DIRECTIONS | Read the listing and extract each line that includes the word "this".

AVAILABLE DATA |

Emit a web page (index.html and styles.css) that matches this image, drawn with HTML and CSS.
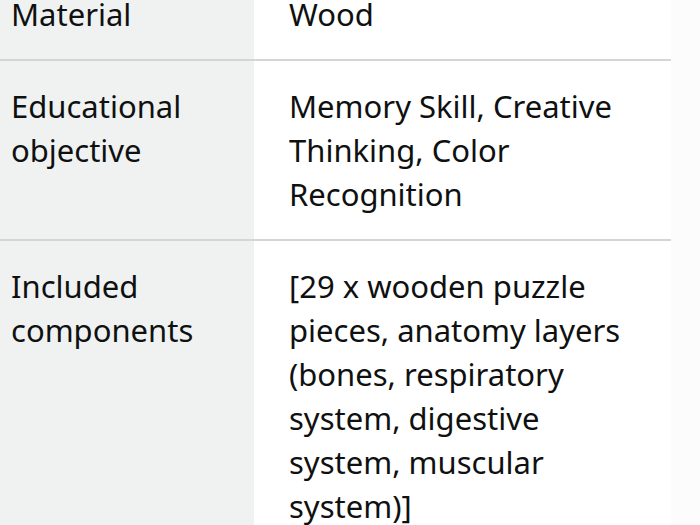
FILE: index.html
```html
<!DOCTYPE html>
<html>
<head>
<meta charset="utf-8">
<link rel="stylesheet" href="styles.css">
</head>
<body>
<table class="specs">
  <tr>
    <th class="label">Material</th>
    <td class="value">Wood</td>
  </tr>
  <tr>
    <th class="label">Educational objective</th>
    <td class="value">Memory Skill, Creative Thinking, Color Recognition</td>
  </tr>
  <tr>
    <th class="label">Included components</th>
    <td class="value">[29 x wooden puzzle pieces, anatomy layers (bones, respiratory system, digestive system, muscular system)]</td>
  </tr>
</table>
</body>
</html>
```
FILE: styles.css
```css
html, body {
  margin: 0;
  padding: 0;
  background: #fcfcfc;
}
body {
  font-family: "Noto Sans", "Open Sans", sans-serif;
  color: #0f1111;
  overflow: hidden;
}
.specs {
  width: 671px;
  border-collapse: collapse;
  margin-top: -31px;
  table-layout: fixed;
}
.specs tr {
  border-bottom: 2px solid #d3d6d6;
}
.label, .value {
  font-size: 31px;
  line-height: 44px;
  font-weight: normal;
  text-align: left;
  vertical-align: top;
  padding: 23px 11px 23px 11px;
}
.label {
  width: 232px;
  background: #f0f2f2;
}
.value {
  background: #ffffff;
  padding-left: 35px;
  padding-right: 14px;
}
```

--

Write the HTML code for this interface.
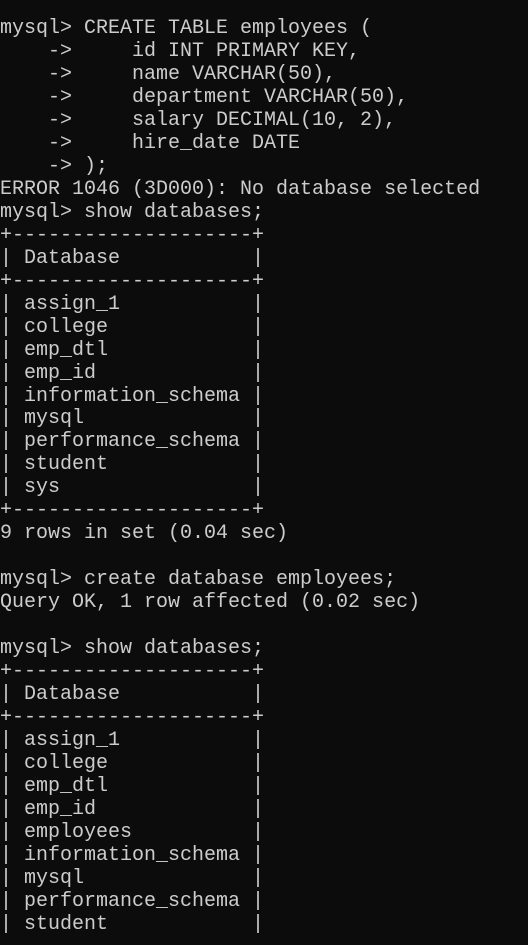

OUTPUT |
Emit a web page (index.html and styles.css) that matches this image, drawn with HTML and CSS.
Write the HTML code for this interface.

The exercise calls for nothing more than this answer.